*JOB*
Skip the pictures and quote all of the lines exactly.

*COLLECTED DATA*
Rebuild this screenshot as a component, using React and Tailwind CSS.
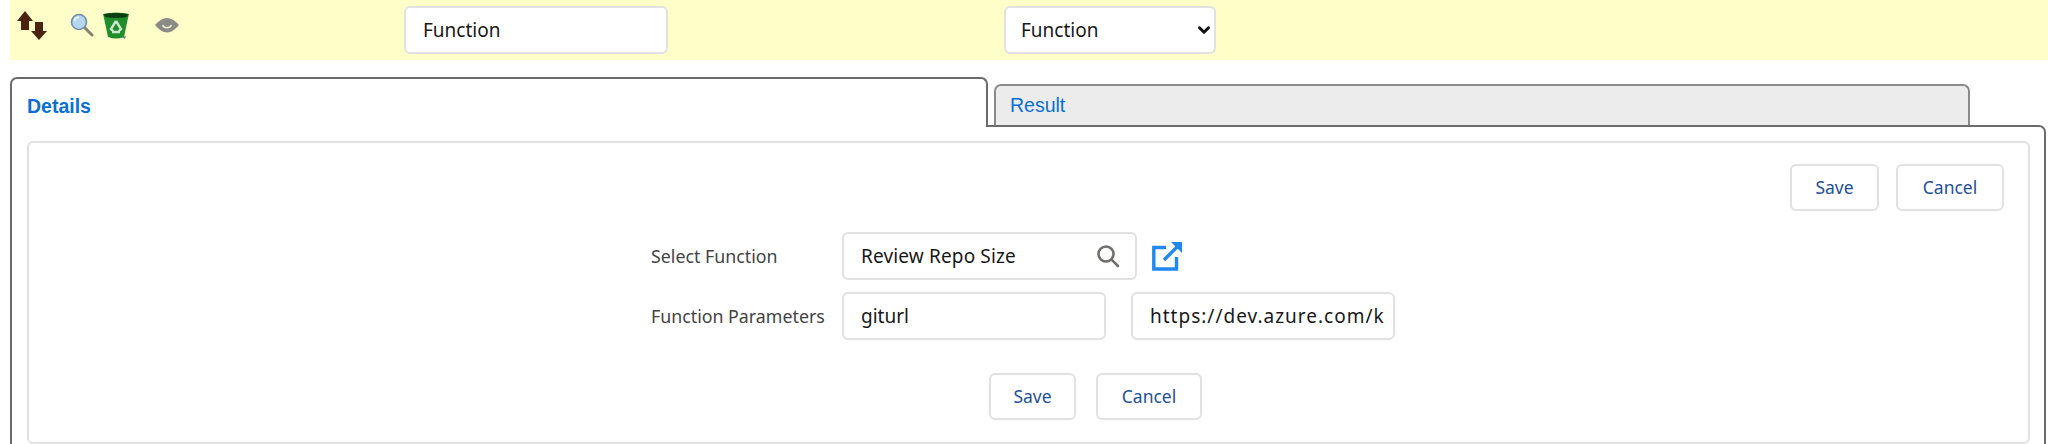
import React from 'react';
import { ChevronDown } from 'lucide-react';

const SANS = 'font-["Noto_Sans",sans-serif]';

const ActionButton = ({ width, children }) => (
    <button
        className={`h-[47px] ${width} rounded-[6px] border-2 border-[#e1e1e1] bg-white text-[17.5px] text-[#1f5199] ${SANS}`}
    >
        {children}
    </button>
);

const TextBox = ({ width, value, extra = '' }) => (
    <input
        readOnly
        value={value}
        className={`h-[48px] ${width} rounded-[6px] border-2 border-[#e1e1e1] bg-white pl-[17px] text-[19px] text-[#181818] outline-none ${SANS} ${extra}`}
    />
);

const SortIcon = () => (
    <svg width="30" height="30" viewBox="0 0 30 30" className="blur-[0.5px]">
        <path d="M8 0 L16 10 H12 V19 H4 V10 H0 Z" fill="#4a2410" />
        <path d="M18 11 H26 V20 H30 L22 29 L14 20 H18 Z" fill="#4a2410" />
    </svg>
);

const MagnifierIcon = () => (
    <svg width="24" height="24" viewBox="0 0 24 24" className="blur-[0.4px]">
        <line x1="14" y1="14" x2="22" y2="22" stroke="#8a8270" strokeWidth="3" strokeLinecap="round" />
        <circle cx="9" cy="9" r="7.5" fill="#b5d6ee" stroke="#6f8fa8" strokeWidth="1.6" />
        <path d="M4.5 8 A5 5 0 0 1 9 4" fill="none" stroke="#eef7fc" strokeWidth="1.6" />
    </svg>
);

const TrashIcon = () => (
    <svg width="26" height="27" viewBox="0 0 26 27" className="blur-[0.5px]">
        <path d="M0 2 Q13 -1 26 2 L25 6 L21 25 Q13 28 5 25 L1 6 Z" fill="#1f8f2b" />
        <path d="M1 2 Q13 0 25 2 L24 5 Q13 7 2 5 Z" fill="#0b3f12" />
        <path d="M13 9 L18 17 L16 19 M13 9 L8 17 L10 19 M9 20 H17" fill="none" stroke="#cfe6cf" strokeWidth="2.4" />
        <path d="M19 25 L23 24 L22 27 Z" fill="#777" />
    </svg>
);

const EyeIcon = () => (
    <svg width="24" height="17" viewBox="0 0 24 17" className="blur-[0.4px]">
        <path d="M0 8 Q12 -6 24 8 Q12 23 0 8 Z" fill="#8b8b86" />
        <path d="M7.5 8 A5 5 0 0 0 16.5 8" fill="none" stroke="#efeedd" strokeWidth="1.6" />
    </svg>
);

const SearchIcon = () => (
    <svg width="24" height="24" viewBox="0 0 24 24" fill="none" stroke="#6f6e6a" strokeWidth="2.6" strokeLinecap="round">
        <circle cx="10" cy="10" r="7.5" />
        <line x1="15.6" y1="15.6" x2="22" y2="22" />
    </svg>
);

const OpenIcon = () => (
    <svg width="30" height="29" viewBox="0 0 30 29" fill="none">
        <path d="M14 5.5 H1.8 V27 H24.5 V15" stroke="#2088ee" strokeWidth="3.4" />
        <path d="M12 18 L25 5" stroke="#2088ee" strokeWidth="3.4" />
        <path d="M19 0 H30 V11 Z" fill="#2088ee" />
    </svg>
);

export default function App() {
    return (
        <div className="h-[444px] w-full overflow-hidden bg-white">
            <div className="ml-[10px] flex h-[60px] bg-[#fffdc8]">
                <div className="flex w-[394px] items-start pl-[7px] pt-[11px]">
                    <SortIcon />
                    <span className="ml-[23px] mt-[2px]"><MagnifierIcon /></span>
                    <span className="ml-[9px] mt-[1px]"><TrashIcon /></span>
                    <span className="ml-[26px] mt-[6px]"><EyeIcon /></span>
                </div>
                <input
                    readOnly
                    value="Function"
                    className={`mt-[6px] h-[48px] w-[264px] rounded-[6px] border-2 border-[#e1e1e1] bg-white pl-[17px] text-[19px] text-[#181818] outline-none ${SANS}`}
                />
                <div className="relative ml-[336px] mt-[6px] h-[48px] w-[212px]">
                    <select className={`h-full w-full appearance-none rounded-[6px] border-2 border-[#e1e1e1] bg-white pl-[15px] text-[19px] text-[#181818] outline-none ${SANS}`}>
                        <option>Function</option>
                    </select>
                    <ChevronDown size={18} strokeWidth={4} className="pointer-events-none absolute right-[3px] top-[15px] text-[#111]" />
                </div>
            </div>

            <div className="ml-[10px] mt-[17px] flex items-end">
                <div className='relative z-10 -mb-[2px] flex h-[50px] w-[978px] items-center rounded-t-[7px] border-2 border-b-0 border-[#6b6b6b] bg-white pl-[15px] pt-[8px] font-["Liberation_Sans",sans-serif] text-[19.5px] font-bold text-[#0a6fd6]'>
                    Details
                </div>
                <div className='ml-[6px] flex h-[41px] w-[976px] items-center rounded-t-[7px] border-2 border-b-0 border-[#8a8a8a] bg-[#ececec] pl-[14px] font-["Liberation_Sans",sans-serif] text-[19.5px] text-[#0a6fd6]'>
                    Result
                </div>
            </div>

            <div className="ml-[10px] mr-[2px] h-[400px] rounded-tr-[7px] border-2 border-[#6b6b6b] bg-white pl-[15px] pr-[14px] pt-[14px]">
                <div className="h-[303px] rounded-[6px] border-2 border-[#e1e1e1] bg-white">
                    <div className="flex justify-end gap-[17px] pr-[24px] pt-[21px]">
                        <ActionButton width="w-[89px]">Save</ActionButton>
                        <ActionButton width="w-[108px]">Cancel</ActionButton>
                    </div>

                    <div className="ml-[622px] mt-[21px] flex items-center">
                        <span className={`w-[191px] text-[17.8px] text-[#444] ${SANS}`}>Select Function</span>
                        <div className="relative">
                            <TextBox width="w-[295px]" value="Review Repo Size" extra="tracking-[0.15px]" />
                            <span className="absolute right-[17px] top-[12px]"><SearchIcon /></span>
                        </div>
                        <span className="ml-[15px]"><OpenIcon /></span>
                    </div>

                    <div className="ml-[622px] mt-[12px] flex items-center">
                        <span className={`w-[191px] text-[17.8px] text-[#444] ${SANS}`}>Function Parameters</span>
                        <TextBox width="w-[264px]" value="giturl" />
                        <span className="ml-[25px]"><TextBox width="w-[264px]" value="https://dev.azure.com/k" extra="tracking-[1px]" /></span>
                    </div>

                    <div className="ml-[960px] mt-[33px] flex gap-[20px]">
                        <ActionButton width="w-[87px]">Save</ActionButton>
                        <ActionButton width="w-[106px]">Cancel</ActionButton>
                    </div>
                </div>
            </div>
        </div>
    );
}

*COMPLETE OUTPUT*
Rebuild this screenshot as a component, using React and Tailwind CSS.
import React from 'react';
import { ChevronDown } from 'lucide-react';

const SANS = 'font-["Noto_Sans",sans-serif]';

const ActionButton = ({ width, children }) => (
    <button
        className={`h-[47px] ${width} rounded-[6px] border-2 border-[#e1e1e1] bg-white text-[17.5px] text-[#1f5199] ${SANS}`}
    >
        {children}
    </button>
);

const TextBox = ({ width, value, extra = '' }) => (
    <input
        readOnly
        value={value}
        className={`h-[48px] ${width} rounded-[6px] border-2 border-[#e1e1e1] bg-white pl-[17px] text-[19px] text-[#181818] outline-none ${SANS} ${extra}`}
    />
);

const SortIcon = () => (
    <svg width="30" height="30" viewBox="0 0 30 30" className="blur-[0.5px]">
        <path d="M8 0 L16 10 H12 V19 H4 V10 H0 Z" fill="#4a2410" />
        <path d="M18 11 H26 V20 H30 L22 29 L14 20 H18 Z" fill="#4a2410" />
    </svg>
);

const MagnifierIcon = () => (
    <svg width="24" height="24" viewBox="0 0 24 24" className="blur-[0.4px]">
        <line x1="14" y1="14" x2="22" y2="22" stroke="#8a8270" strokeWidth="3" strokeLinecap="round" />
        <circle cx="9" cy="9" r="7.5" fill="#b5d6ee" stroke="#6f8fa8" strokeWidth="1.6" />
        <path d="M4.5 8 A5 5 0 0 1 9 4" fill="none" stroke="#eef7fc" strokeWidth="1.6" />
    </svg>
);

const TrashIcon = () => (
    <svg width="26" height="27" viewBox="0 0 26 27" className="blur-[0.5px]">
        <path d="M0 2 Q13 -1 26 2 L25 6 L21 25 Q13 28 5 25 L1 6 Z" fill="#1f8f2b" />
        <path d="M1 2 Q13 0 25 2 L24 5 Q13 7 2 5 Z" fill="#0b3f12" />
        <path d="M13 9 L18 17 L16 19 M13 9 L8 17 L10 19 M9 20 H17" fill="none" stroke="#cfe6cf" strokeWidth="2.4" />
        <path d="M19 25 L23 24 L22 27 Z" fill="#777" />
    </svg>
);

const EyeIcon = () => (
    <svg width="24" height="17" viewBox="0 0 24 17" className="blur-[0.4px]">
        <path d="M0 8 Q12 -6 24 8 Q12 23 0 8 Z" fill="#8b8b86" />
        <path d="M7.5 8 A5 5 0 0 0 16.5 8" fill="none" stroke="#efeedd" strokeWidth="1.6" />
    </svg>
);

const SearchIcon = () => (
    <svg width="24" height="24" viewBox="0 0 24 24" fill="none" stroke="#6f6e6a" strokeWidth="2.6" strokeLinecap="round">
        <circle cx="10" cy="10" r="7.5" />
        <line x1="15.6" y1="15.6" x2="22" y2="22" />
    </svg>
);

const OpenIcon = () => (
    <svg width="30" height="29" viewBox="0 0 30 29" fill="none">
        <path d="M14 5.5 H1.8 V27 H24.5 V15" stroke="#2088ee" strokeWidth="3.4" />
        <path d="M12 18 L25 5" stroke="#2088ee" strokeWidth="3.4" />
        <path d="M19 0 H30 V11 Z" fill="#2088ee" />
    </svg>
);

export default function App() {
    return (
        <div className="h-[444px] w-full overflow-hidden bg-white">
            <div className="ml-[10px] flex h-[60px] bg-[#fffdc8]">
                <div className="flex w-[394px] items-start pl-[7px] pt-[11px]">
                    <SortIcon />
                    <span className="ml-[23px] mt-[2px]"><MagnifierIcon /></span>
                    <span className="ml-[9px] mt-[1px]"><TrashIcon /></span>
                    <span className="ml-[26px] mt-[6px]"><EyeIcon /></span>
                </div>
                <input
                    readOnly
                    value="Function"
                    className={`mt-[6px] h-[48px] w-[264px] rounded-[6px] border-2 border-[#e1e1e1] bg-white pl-[17px] text-[19px] text-[#181818] outline-none ${SANS}`}
                />
                <div className="relative ml-[336px] mt-[6px] h-[48px] w-[212px]">
                    <select className={`h-full w-full appearance-none rounded-[6px] border-2 border-[#e1e1e1] bg-white pl-[15px] text-[19px] text-[#181818] outline-none ${SANS}`}>
                        <option>Function</option>
                    </select>
                    <ChevronDown size={18} strokeWidth={4} className="pointer-events-none absolute right-[3px] top-[15px] text-[#111]" />
                </div>
            </div>

            <div className="ml-[10px] mt-[17px] flex items-end">
                <div className='relative z-10 -mb-[2px] flex h-[50px] w-[978px] items-center rounded-t-[7px] border-2 border-b-0 border-[#6b6b6b] bg-white pl-[15px] pt-[8px] font-["Liberation_Sans",sans-serif] text-[19.5px] font-bold text-[#0a6fd6]'>
                    Details
                </div>
                <div className='ml-[6px] flex h-[41px] w-[976px] items-center rounded-t-[7px] border-2 border-b-0 border-[#8a8a8a] bg-[#ececec] pl-[14px] font-["Liberation_Sans",sans-serif] text-[19.5px] text-[#0a6fd6]'>
                    Result
                </div>
            </div>

            <div className="ml-[10px] mr-[2px] h-[400px] rounded-tr-[7px] border-2 border-[#6b6b6b] bg-white pl-[15px] pr-[14px] pt-[14px]">
                <div className="h-[303px] rounded-[6px] border-2 border-[#e1e1e1] bg-white">
                    <div className="flex justify-end gap-[17px] pr-[24px] pt-[21px]">
                        <ActionButton width="w-[89px]">Save</ActionButton>
                        <ActionButton width="w-[108px]">Cancel</ActionButton>
                    </div>

                    <div className="ml-[622px] mt-[21px] flex items-center">
                        <span className={`w-[191px] text-[17.8px] text-[#444] ${SANS}`}>Select Function</span>
                        <div className="relative">
                            <TextBox width="w-[295px]" value="Review Repo Size" extra="tracking-[0.15px]" />
                            <span className="absolute right-[17px] top-[12px]"><SearchIcon /></span>
                        </div>
                        <span className="ml-[15px]"><OpenIcon /></span>
                    </div>

                    <div className="ml-[622px] mt-[12px] flex items-center">
                        <span className={`w-[191px] text-[17.8px] text-[#444] ${SANS}`}>Function Parameters</span>
                        <TextBox width="w-[264px]" value="giturl" />
                        <span className="ml-[25px]"><TextBox width="w-[264px]" value="https://dev.azure.com/k" extra="tracking-[1px]" /></span>
                    </div>

                    <div className="ml-[960px] mt-[33px] flex gap-[20px]">
                        <ActionButton width="w-[87px]">Save</ActionButton>
                        <ActionButton width="w-[106px]">Cancel</ActionButton>
                    </div>
                </div>
            </div>
        </div>
    );
}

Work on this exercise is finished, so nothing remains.